3. Review Loan Tenure

Consider where you are within your loan tenure. If preclosure occurs toward the end of the tenure, you may save very little on interest, making preclosure a less appealing option.


4. Impact on Credit Score

Understand how preclosure could influence your credit score. While paying off a loan demonstrates financial discipline, ensure the overall impact aligns with your credit goals.


5. Weigh Opportunity Costs

Compare the savings from preclosure with potential returns from alternative investments. If preclosure prevents you from investing funds elsewhere, reconsider whether it's the best use of your money.

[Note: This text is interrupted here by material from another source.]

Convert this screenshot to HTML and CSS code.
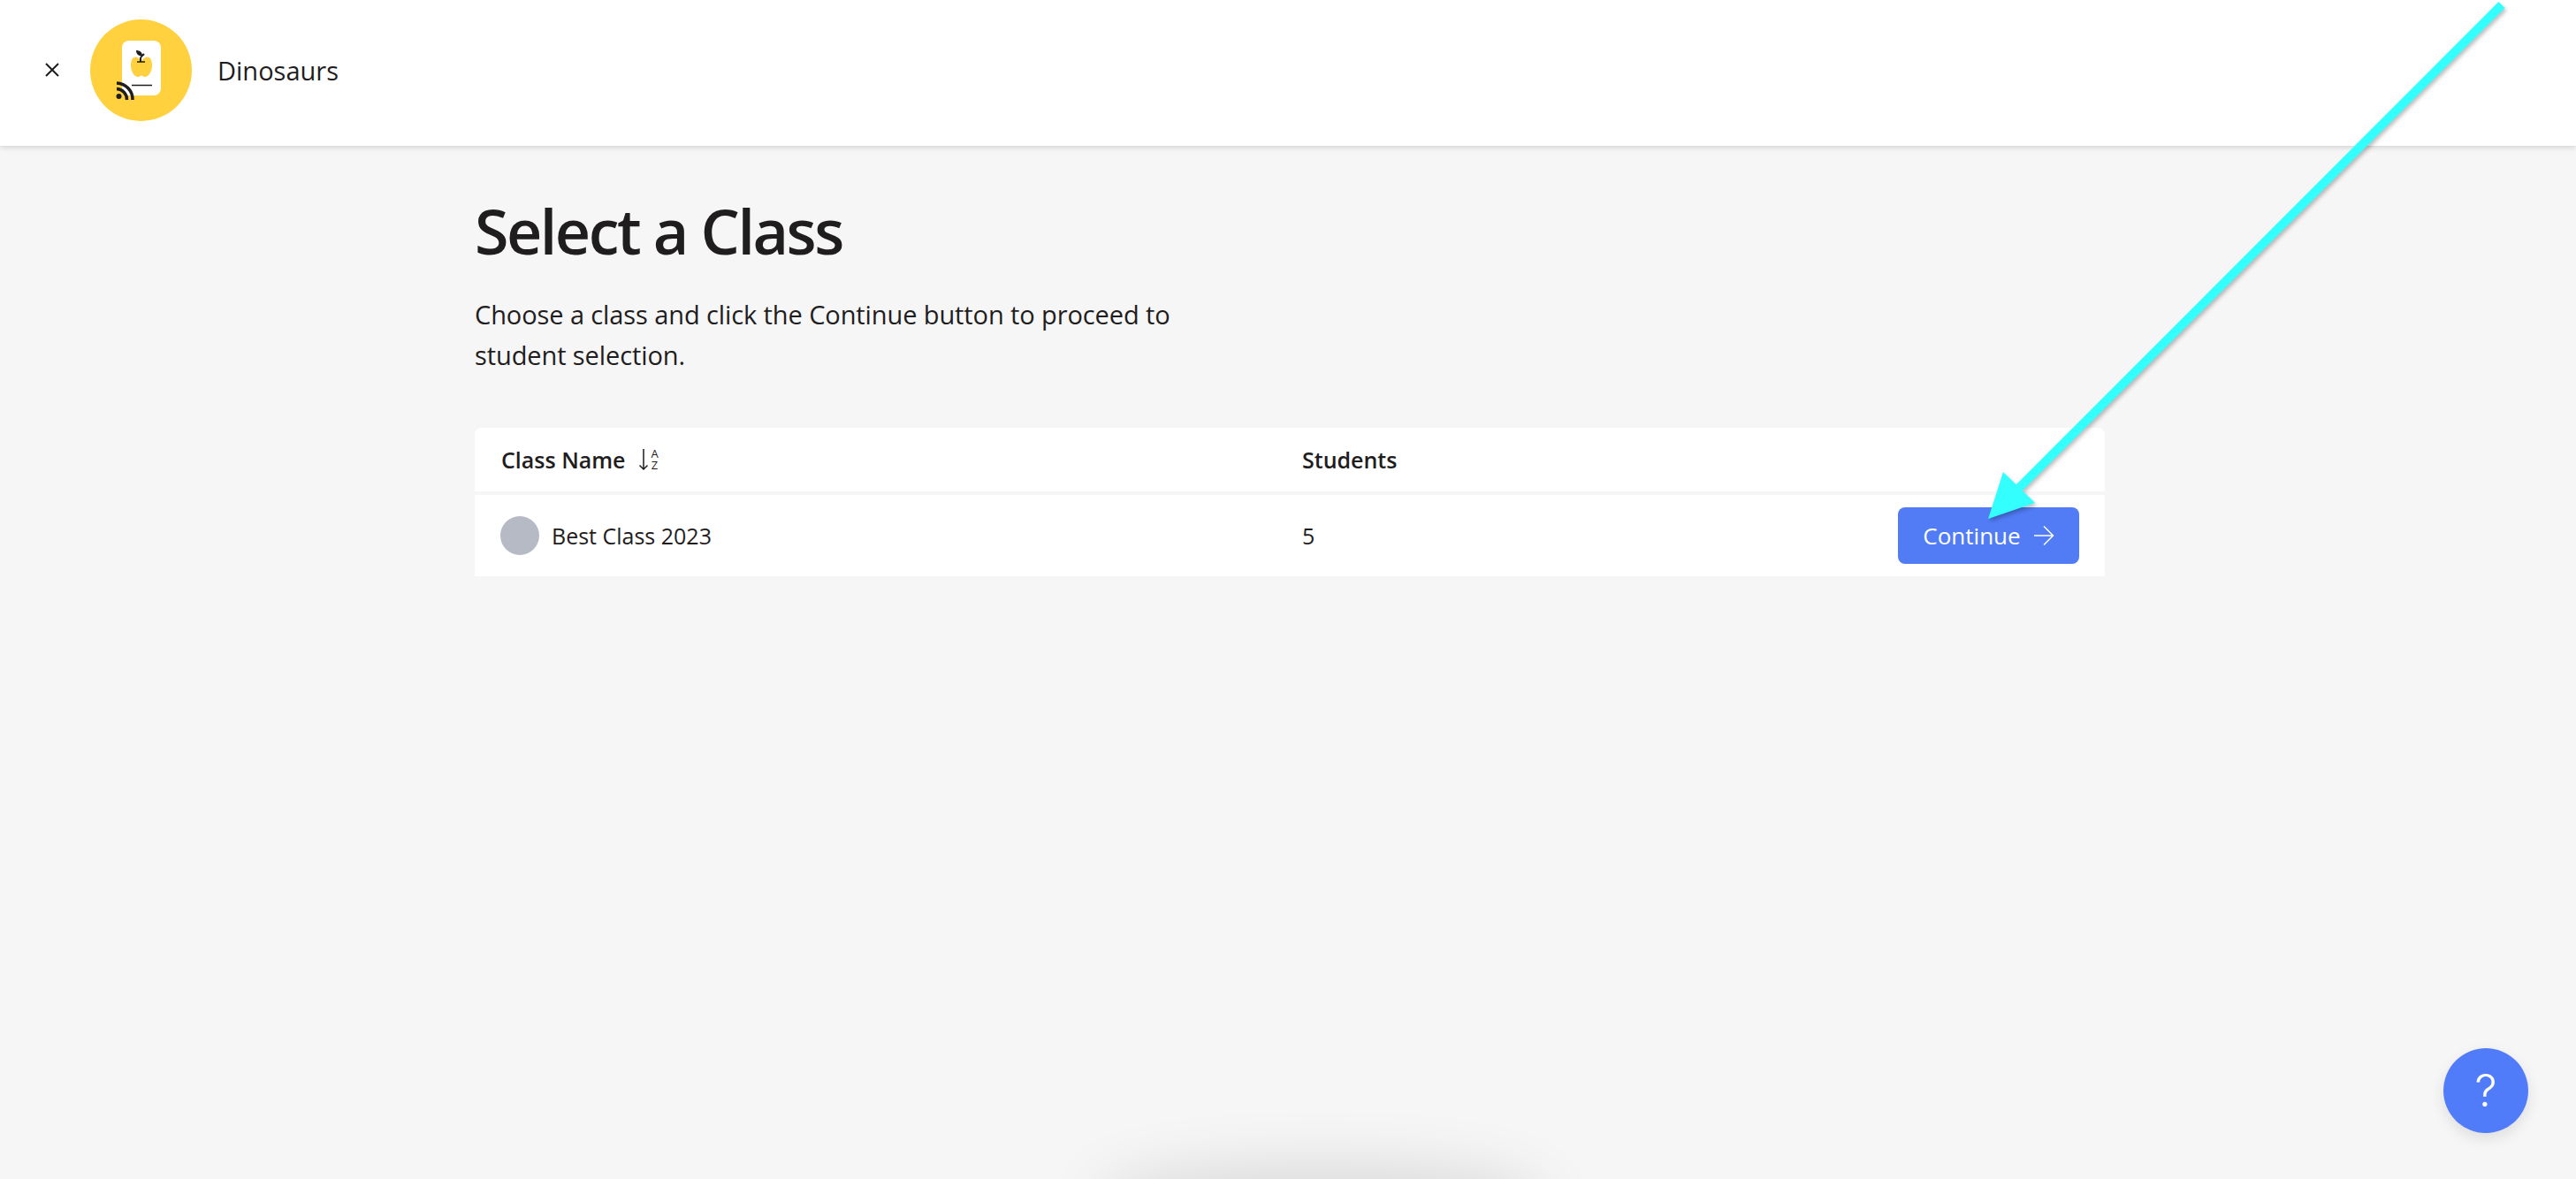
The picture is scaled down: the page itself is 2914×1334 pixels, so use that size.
FILE: index.html
```html
<!DOCTYPE html>
<html lang="en">
<head>
    <meta charset="UTF-8">
    <title>Select a Class</title>
    <link rel="stylesheet" href="styles.css">
</head>
<body>
    <header class="topbar">
        <svg class="close-icon" viewBox="0 0 16 16">
            <path d="M1 1L15 15M15 1L1 15" fill="none" stroke="#1f1d1e" stroke-width="2"/>
        </svg>
        <svg class="app-logo" viewBox="0 0 115 115">
            <circle cx="57.5" cy="57.5" r="57.5" fill="#ffd13f"/>
            <rect x="36" y="24" width="44" height="62" rx="8" fill="#fff"/>
            <path d="M58 47C53 40 46 41 46 52C46 59 50 65 54 65C56 65 57 63.500 58 63.500C59 63.500 60 65 62 65C66 65 70 59 70 52C70 41 63 40 58 47Z" fill="#ffd13f"/>
            <path d="M57 48V44C57 42 59 41 61 39" fill="none" stroke="#1f1d1e" stroke-width="2"/>
            <path d="M53 48H62" stroke="#1f1d1e" stroke-width="1.5"/>
            <path d="M52 35C56 35 59 37 59 41C55 42 52 39 52 35Z" fill="#1f1d1e"/>
            <path d="M47 74.500H70" stroke="#1f1d1e" stroke-width="1.500"/>
            <circle cx="32.500" cy="87" r="3" fill="#1f1d1e"/>
            <path d="M30 78.500A12 12 0 0 1 41.500 91M30 72A18.500 18.500 0 0 1 48 91" fill="none" stroke="#1f1d1e" stroke-width="3.500"/>
        </svg>
        <span class="topbar-title">Dinosaurs</span>
    </header>

    <main class="content">
        <h1 class="page-title">Select a Class</h1>
        <p class="page-intro">Choose a class and click the Continue button to proceed to student selection.</p>

        <div class="class-table">
            <div class="table-row table-head">
                <div class="col-name">
                    Class Name
                    <svg class="sort-icon" viewBox="0 0 24 24">
                        <path d="M6 0V23M1.500 18.500L6 23L10.500 18.500" fill="none" stroke="#1f1d1e" stroke-width="1.500"/>
                        <text x="18.500" y="10" class="sort-letter">A</text>
                        <text x="18.500" y="23" class="sort-letter">Z</text>
                    </svg>
                </div>
                <div class="col-students">Students</div>
                <div></div>
            </div>
            <div class="table-row table-body">
                <div class="col-name">
                    <span class="class-avatar"></span>
                    Best Class 2023
                </div>
                <div class="col-students">5</div>
                <div class="col-action">
                    <button class="continue-btn">
                        Continue
                        <svg class="continue-arrow" viewBox="0 0 24 24">
                            <path d="M1 12H22M12 1.500L22.500 12L12 22.500" fill="none" stroke="#fff" stroke-width="1.500"/>
                        </svg>
                    </button>
                </div>
            </div>
        </div>
    </main>

    <button class="help-btn">?</button>
    <div class="bottom-glow"></div>

    <svg class="callout" viewBox="0 0 2914 1334">
        <path d="M2830 5.500L2284 552" stroke="#33ffff" stroke-width="10" fill="none"/>
        <polygon points="2249,587 2266,534 2302,569" fill="#33ffff"/>
    </svg>
</body>
</html>
```

FILE: styles.css
```css
:root {
    --ink: #1f1d1e;
    --page: #f6f6f6;
    --blue: #527cf6;
}

html, body {
    margin: 0;
    padding: 0;
    height: 100%;
}

body {
    position: relative;
    overflow: hidden;
    background-color: var(--page);
    color: var(--ink);
    font-family: "Open Sans", sans-serif;
}

.topbar {
    display: flex;
    align-items: center;
    height: 165px;
    padding: 0 0 7px 51px;
    box-sizing: border-box;
    background-color: #fff;
    box-shadow: 0 2px 6px rgba(0, 0, 0, 0.14);
}

.close-icon {
    width: 16px;
    height: 16px;
}

.app-logo {
    width: 115px;
    height: 115px;
    margin-left: 35px;
}

.topbar-title {
    margin-left: 29px;
    font-size: 29px;
}

.content {
    width: 1844px;
    margin-left: 537px;
}

.page-title {
    margin: 48px 0 0;
    font-size: 70px;
    line-height: 96px;
    font-weight: 600;
    letter-spacing: -2.500px;
}

.page-intro {
    width: 820px;
    margin: 24px 0 0;
    font-size: 29px;
    line-height: 46px;
    letter-spacing: -0.100px;
}

.class-table {
    margin-top: 59px;
    font-size: 25px;
}

.table-row {
    display: grid;
    grid-template-columns: 906px 1fr auto;
    align-items: center;
    padding: 0 29px 0 30px;
    background-color: #fff;
}

.table-head {
    height: 72px;
    margin-bottom: 4px;
    border-radius: 8px 8px 0 0;
    font-weight: 600;
}

.table-body {
    height: 92px;
}

.col-name {
    display: flex;
    align-items: center;
}

.sort-icon {
    width: 24px;
    height: 24px;
    margin-left: 14px;
    overflow: visible;
}

.sort-letter {
    font-size: 13px;
    font-weight: 400;
    text-anchor: middle;
    fill: var(--ink);
}

.class-avatar {
    width: 44px;
    height: 44px;
    margin: 0 14px 0 -1px;
    border-radius: 50%;
    background-color: #b5bac5;
}

.continue-btn {
    display: flex;
    align-items: center;
    justify-content: center;
    width: 205px;
    height: 64px;
    padding: 0;
    border: none;
    border-radius: 8px;
    background-color: var(--blue);
    color: #fff;
    font-family: inherit;
    font-size: 26px;
}

.continue-arrow {
    width: 24px;
    height: 24px;
    margin-left: 14px;
}

.help-btn {
    position: absolute;
    left: 2764px;
    top: 1186px;
    width: 96px;
    height: 96px;
    padding: 0;
    border: none;
    border-radius: 50%;
    background-color: #507cf9;
    color: #fff;
    font-family: Inter, sans-serif;
    font-size: 50px;
    font-weight: 300;
    box-shadow: 0 6px 16px rgba(0, 0, 0, 0.1);
}

.bottom-glow {
    position: absolute;
    left: 1270px;
    top: 1350px;
    width: 450px;
    height: 30px;
    border-radius: 50%;
    box-shadow: 0 0 70px 30px rgba(0, 0, 0, 0.12);
}

.callout {
    position: absolute;
    left: 0;
    top: 0;
    width: 2914px;
    height: 1334px;
    filter: drop-shadow(2px 3px 2px rgba(0, 0, 0, 0.25));
}
```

Alternatives to Personal Loan Preclosure

If preclosure isn’t the right choice for you, consider these alternatives:


1. Partial Repayment

Instead of paying off your loan in full, you can opt for partial repayment. This reduces the outstanding principal and, consequently, the interest burden, while still maintaining your liquidity.


2. Loan Refinancing

If high interest rates are the main reason for preclosure, refinancing your personal loan could be an option. By transferring your loan to another lender offering a lower interest rate, you can reduce costs without draining your finances through preclosure.


3. Accelerated EMI Payments

You can choose to increase your EMI amount, paying off the loan faster without triggering preclosure penalties. Speak to your lender to understand whether this is possible for your loan structure.


Conclusion

Personal loan preclosure can be an effective tool for reducing your financial burden, saving on interest costs, and improving your credit score—if done wisely. However, it’s not a decision to rush into without careful consideration of the associated preclosure charges, opportunity costs, and your overall financial health.


Before choosing to preclose, carefully evaluate your financial position, liquidity, and long-term goals. Consider alternatives such as partial repayment, refinancing, or accelerated EMI payments if preclosure isn’t financially prudent for your situation. Ultimately, whether or not to preclose your personal loan depends on your unique circumstances and financial objectives.